Question

What is the opposite and reciprocal of $10$?

Answer 1

Hint: To solve this kind of question we need to know about the opposite and reciprocal of a number. Opposite of a number is basically the additive inverse of a number while reciprocal of a number is defined as the multiplicative inverse of a number.

Complete step by step solution:
The question here asks us to find the opposite and reciprocal of a number given which is $10$. Firstly we would find the opposite of a number. Opposite of a number is the additive inverse of the number which means what shall be the number added to the given number so that the sum is $0$. The number given to us is $10$. On applying the above explanation in form of formula we get:
$\Rightarrow x+10=0$
Here $x$ is the opposite of the number. On calculating the further we get:
$\Rightarrow x=-10$
So the opposite of $10$ is $-10$.
The second step is to find the reciprocal of a number.
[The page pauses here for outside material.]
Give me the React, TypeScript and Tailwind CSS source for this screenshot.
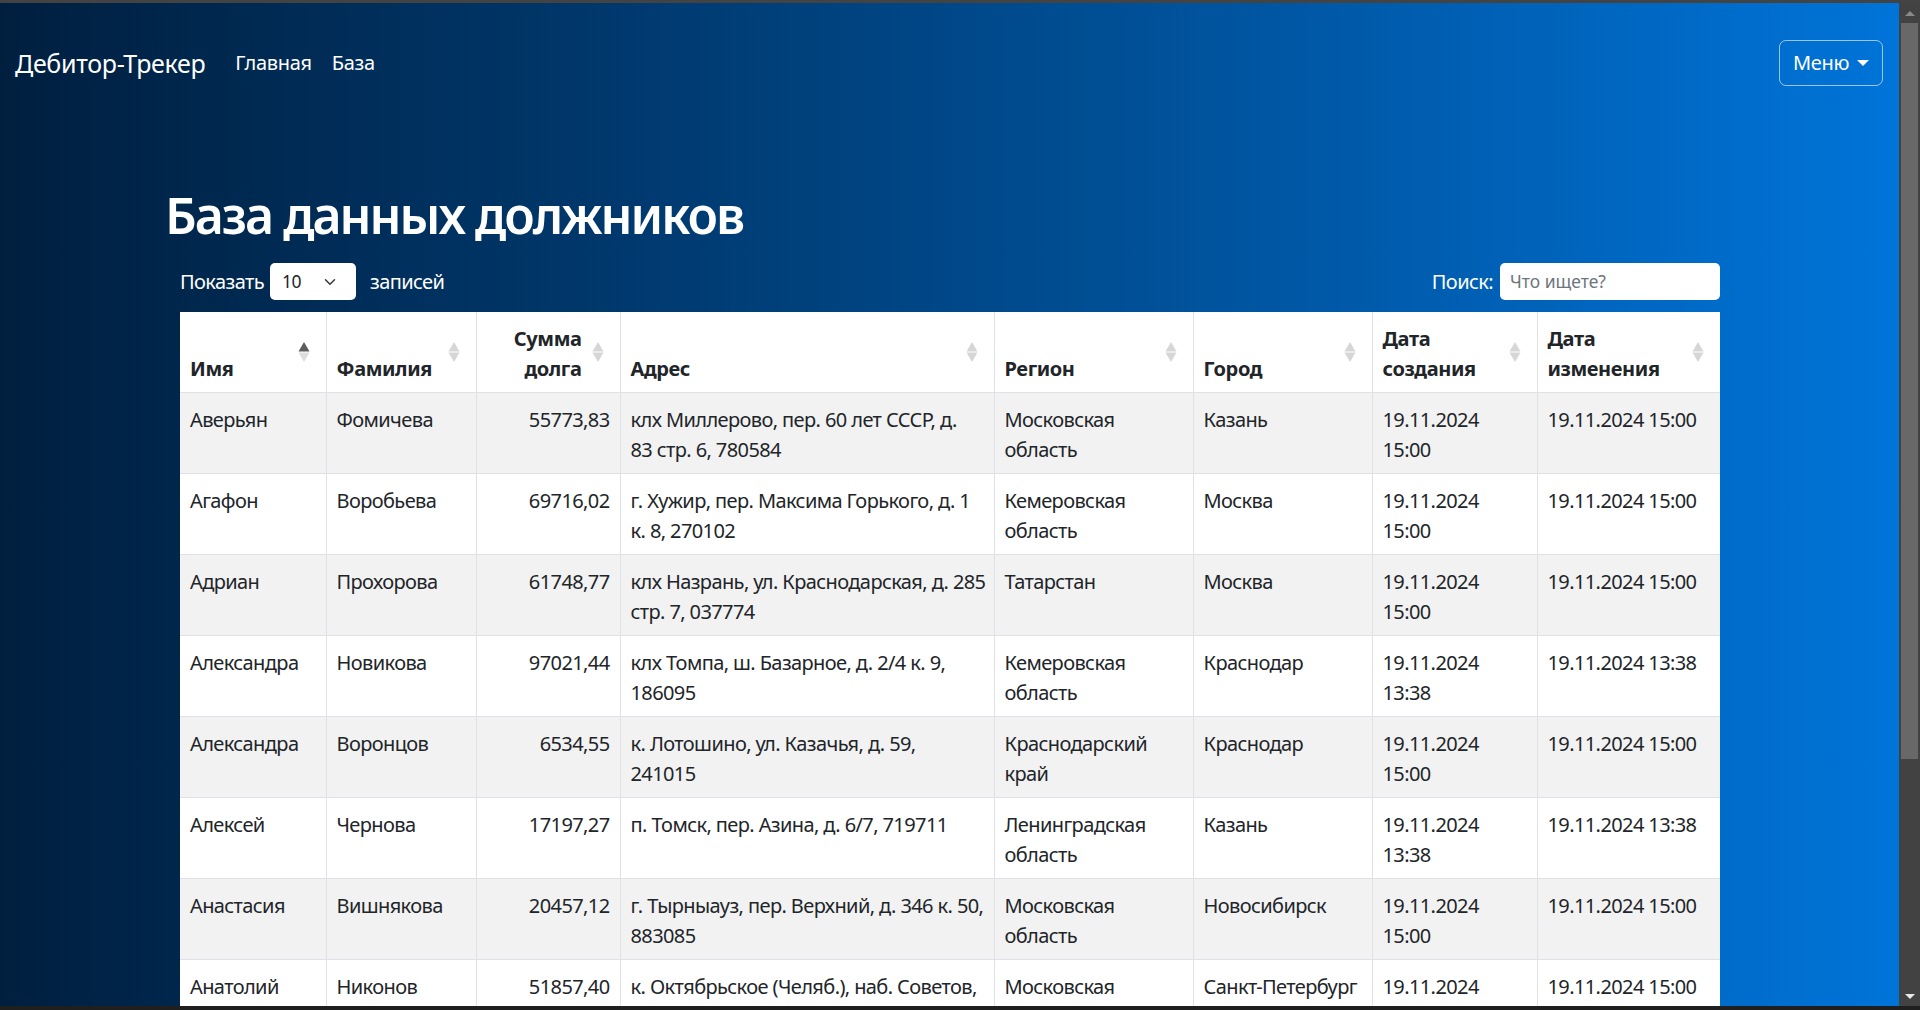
import React from 'react';
import { ChevronDown } from 'lucide-react';

type Row = {
    name: string;
    surname: string;
    debt: string;
    address: string[];
    region: string[];
    city: string;
    created: string[];
    updated: string;
};

const rows: Row[] = [
    { name: 'Аверьян', surname: 'Фомичева', debt: '55773,83', address: ['клх Миллерово, пер. 60 лет СССР, д.', '83 стр. 6, 780584'], region: ['Московская', 'область'], city: 'Казань', created: ['19.11.2024', '15:00'], updated: '19.11.2024 15:00' },
    { name: 'Агафон', surname: 'Воробьева', debt: '69716,02', address: ['г. Хужир, пер. Максима Горького, д. 1', 'к. 8, 270102'], region: ['Кемеровская', 'область'], city: 'Москва', created: ['19.11.2024', '15:00'], updated: '19.11.2024 15:00' },
    { name: 'Адриан', surname: 'Прохорова', debt: '61748,77', address: ['клх Назрань, ул. Краснодарская, д. 285', 'стр. 7, 037774'], region: ['Татарстан'], city: 'Москва', created: ['19.11.2024', '15:00'], updated: '19.11.2024 15:00' },
    { name: 'Александра', surname: 'Новикова', debt: '97021,44', address: ['клх Томпа, ш. Базарное, д. 2/4 к. 9,', '186095'], region: ['Кемеровская', 'область'], city: 'Краснодар', created: ['19.11.2024', '13:38'], updated: '19.11.2024 13:38' },
    { name: 'Александра', surname: 'Воронцов', debt: '6534,55', address: ['к. Лотошино, ул. Казачья, д. 59,', '241015'], region: ['Краснодарский', 'край'], city: 'Краснодар', created: ['19.11.2024', '15:00'], updated: '19.11.2024 15:00' },
    { name: 'Алексей', surname: 'Чернова', debt: '17197,27', address: ['п. Томск, пер. Азина, д. 6/7, 719711'], region: ['Ленинградская', 'область'], city: 'Казань', created: ['19.11.2024', '13:38'], updated: '19.11.2024 13:38' },
    { name: 'Анастасия', surname: 'Вишнякова', debt: '20457,12', address: ['г. Тырныауз, пер. Верхний, д. 346 к. 50,', '883085'], region: ['Московская', 'область'], city: 'Новосибирск', created: ['19.11.2024', '15:00'], updated: '19.11.2024 15:00' },
    { name: 'Анатолий', surname: 'Никонов', debt: '51857,40', address: ['к. Октябрьское (Челяб.), наб. Советов,', 'д. 12, 452001'], region: ['Московская', 'область'], city: 'Санкт-Петербург', created: ['19.11.2024', '15:00'], updated: '19.11.2024 15:00' },
];

const columns = [
    { label: ['Имя'], right: false, sort: 'asc' },
    { label: ['Фамилия'], right: false, sort: null },
    { label: ['Сумма', 'долга'], right: true, sort: null },
    { label: ['Адрес'], right: false, sort: null },
    { label: ['Регион'], right: false, sort: null },
    { label: ['Город'], right: false, sort: null },
    { label: ['Дата', 'создания'], right: false, sort: null },
    { label: ['Дата', 'изменения'], right: false, sort: null },
];

function SortIcon({ active }: { active: boolean }) {
    return (
        <svg width="12" height="22" viewBox="0 0 12 22" className="absolute right-[16px] top-1/2 -translate-y-1/2">
            <polygon points="6,1 11.5,10.5 0.5,10.5" fill={active ? '#5c5c5c' : '#d6d6d6'} />
            <polygon points="0.5,11.5 11.5,11.5 6,21" fill={active ? '#dedede' : '#d6d6d6'} />
        </svg>
    );
}

function Lines({ lines }: { lines: string[] }) {
    return (
        <>
            {lines.map((l, i) => (
                <span key={i} className="block whitespace-nowrap">{l}</span>
            ))}
        </>
    );
}

// fake dark scrollbar, the headless page shows none
function Scrollbar() {
    return (
        <div className="w-[21px] shrink-0 bg-[#424242] flex flex-col items-center">
            <div className="h-[20px] flex items-center justify-center">
                <span className="border-b-[5px] border-x-[5px] border-t-0 border-x-transparent border-b-[#8a8a8a]" />
            </div>
            <div className="w-[17px] h-[736px] bg-[#686868]" />
            <div className="flex-1" />
            <div className="h-[20px] flex items-center justify-center">
                <span className="border-t-[5px] border-x-[5px] border-b-0 border-x-transparent border-t-[#e8e8e8]" />
            </div>
        </div>
    );
}

export default function App() {
    return (
        <div className="h-[1010px] flex flex-col bg-[#1f1f1f] font-['Segoe_UI','Noto_Sans',sans-serif] overflow-hidden">
            <div className="h-[3px] bg-[#434343] shrink-0" />
            <div className="flex-1 min-h-0 flex">
                <div className="flex-1 min-w-0 overflow-hidden bg-gradient-to-r from-[#001f3f] to-[#0074d9]">
                    {/* navbar */}
                    <nav className="mt-[37px] h-[46px] pl-[15px] pr-[16px] flex items-center justify-between text-white tracking-[-0.02em]">
                        <div className="flex items-center">
                            <span className="text-[25px] leading-[38px] mr-[20px]">Дебитор-Трекер</span>
                            <a className="text-[20px] leading-[30px] px-[10px]">Главная</a>
                            <a className="text-[20px] leading-[30px] px-[10px]">База</a>
                        </div>
                        <button className="h-[46px] w-[104px] rounded-[7px] border border-white/60 text-[20px] leading-[30px] flex items-center justify-center">
                            Меню
                            <span className="ml-[8px] inline-block border-t-[6px] border-x-[6px] border-b-0 border-x-transparent border-t-white" />
                        </button>
                    </nav>

                    <main className="pl-[165px] pb-[60px]">
                        <h1 className="mt-[98px] text-[50px] leading-[62px] font-semibold tracking-[-0.04em] text-white">База данных должников</h1>

                        <div className="ml-[15px] mt-[17px] w-[1540px] h-[37px] flex items-center justify-between text-white text-[20px] tracking-[-0.03em]">
                            <div className="flex items-center">
                                <span>Показать</span>
                                <div className="ml-[6px] h-[37px] w-[86px] bg-white rounded-[5px] flex items-center justify-between pl-[12px] pr-[17px] text-[#212529] text-[17.5px]">
                                    <span>10</span>
                                    <ChevronDown className="w-[18px] h-[18px] text-[#343a40]" strokeWidth={2} />
                                </div>
                                <span className="ml-[14px]">записей</span>
                            </div>
                            <div className="flex items-center">
                                <span>Поиск:</span>
                                <div className="ml-[7px] h-[37px] w-[220px] bg-white rounded-[5px] flex items-center pl-[10px] text-[#6c757d] text-[17.5px] tracking-normal">
                                    Что ищете?
                                </div>
                            </div>
                        </div>

                        <table className="ml-[15px] mt-[12px] w-[1540px] table-fixed border-collapse bg-white text-[#212529] text-[20px] leading-[30px]">
                            <colgroup>
                                <col className="w-[146px]" />
                                <col className="w-[150px]" />
                                <col className="w-[144px]" />
                                <col className="w-[374px]" />
                                <col className="w-[199px]" />
                                <col className="w-[179px]" />
                                <col className="w-[165px]" />
                                <col className="w-[183px]" />
                            </colgroup>
                            <thead>
                                <tr className="h-[80px]">
                                    {columns.map((c, i) => (
                                        <th
                                            key={i}
                                            className={`relative align-bottom font-bold tracking-[-0.02em] pl-[10px] pr-[38px] pt-[12px] pb-[8px] border-b border-[#dee2e6] ${i > 0 ? 'border-l' : ''} ${c.right ? 'text-right' : 'text-left'}`}
                                        >
                                            <Lines lines={c.label} />
                                            <SortIcon active={c.sort === 'asc'} />
                                        </th>
                                    ))}
                                </tr>
                            </thead>
                            <tbody className="tracking-[-0.03em]">
                                {rows.map((r, i) => (
                                    <tr key={i} className={`h-[81px] ${i % 2 === 0 ? 'bg-[#f2f2f2]' : 'bg-white'}`}>
                                        <td className="align-top px-[10px] pt-[12px] pb-[8px] border-b border-[#dee2e6]">{r.name}</td>
                                        <td className="align-top px-[10px] pt-[12px] pb-[8px] border-b border-l border-[#dee2e6]">{r.surname}</td>
                                        <td className="align-top px-[10px] pt-[12px] pb-[8px] border-b border-l border-[#dee2e6] text-right">{r.debt}</td>
                                        <td className="align-top px-[10px] pt-[12px] pb-[8px] border-b border-l border-[#dee2e6]"><Lines lines={r.address} /></td>
                                        <td className="align-top px-[10px] pt-[12px] pb-[8px] border-b border-l border-[#dee2e6]"><Lines lines={r.region} /></td>
                                        <td className="align-top px-[10px] pt-[12px] pb-[8px] border-b border-l border-[#dee2e6] whitespace-nowrap">{r.city}</td>
                                        <td className="align-top px-[10px] pt-[12px] pb-[8px] border-b border-l border-[#dee2e6]"><Lines lines={r.created} /></td>
                                        <td className="align-top px-[10px] pt-[12px] pb-[8px] border-b border-l border-[#dee2e6] whitespace-nowrap">{r.updated}</td>
                                    </tr>
                                ))}
                            </tbody>
                        </table>
                    </main>
                </div>
                <Scrollbar />
            </div>
            <div className="h-[4px] bg-[#1f1f1f] shrink-0" />
        </div>
    );
}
Reciprocal of a number is defined as the multiplicative inverse of the number which means when a number is multiplied to the given number the product should result to give $1$ as its value. The number given to us is $10$. On applying the above explanation in form of formula we get:
$\Rightarrow x\times 10=1$
$\Rightarrow x=\dfrac{1}{10}$
So the reciprocal of the number $10$ is $\dfrac{1}{10}$ .

$\therefore $ The opposite and reciprocal of $10$ is $-10$ and $\dfrac{1}{10}$ respectively.

Note: There is another approach to solve this question. To find the opposite of the number we can directly write the number with the opposite sign. So the opposite of $10$ becomes $-10$. Similarly for the case of reciprocal the numerator and the denominator will just be interchanged. So the reciprocal of $10$ hence becomes $\dfrac{1}{10}$.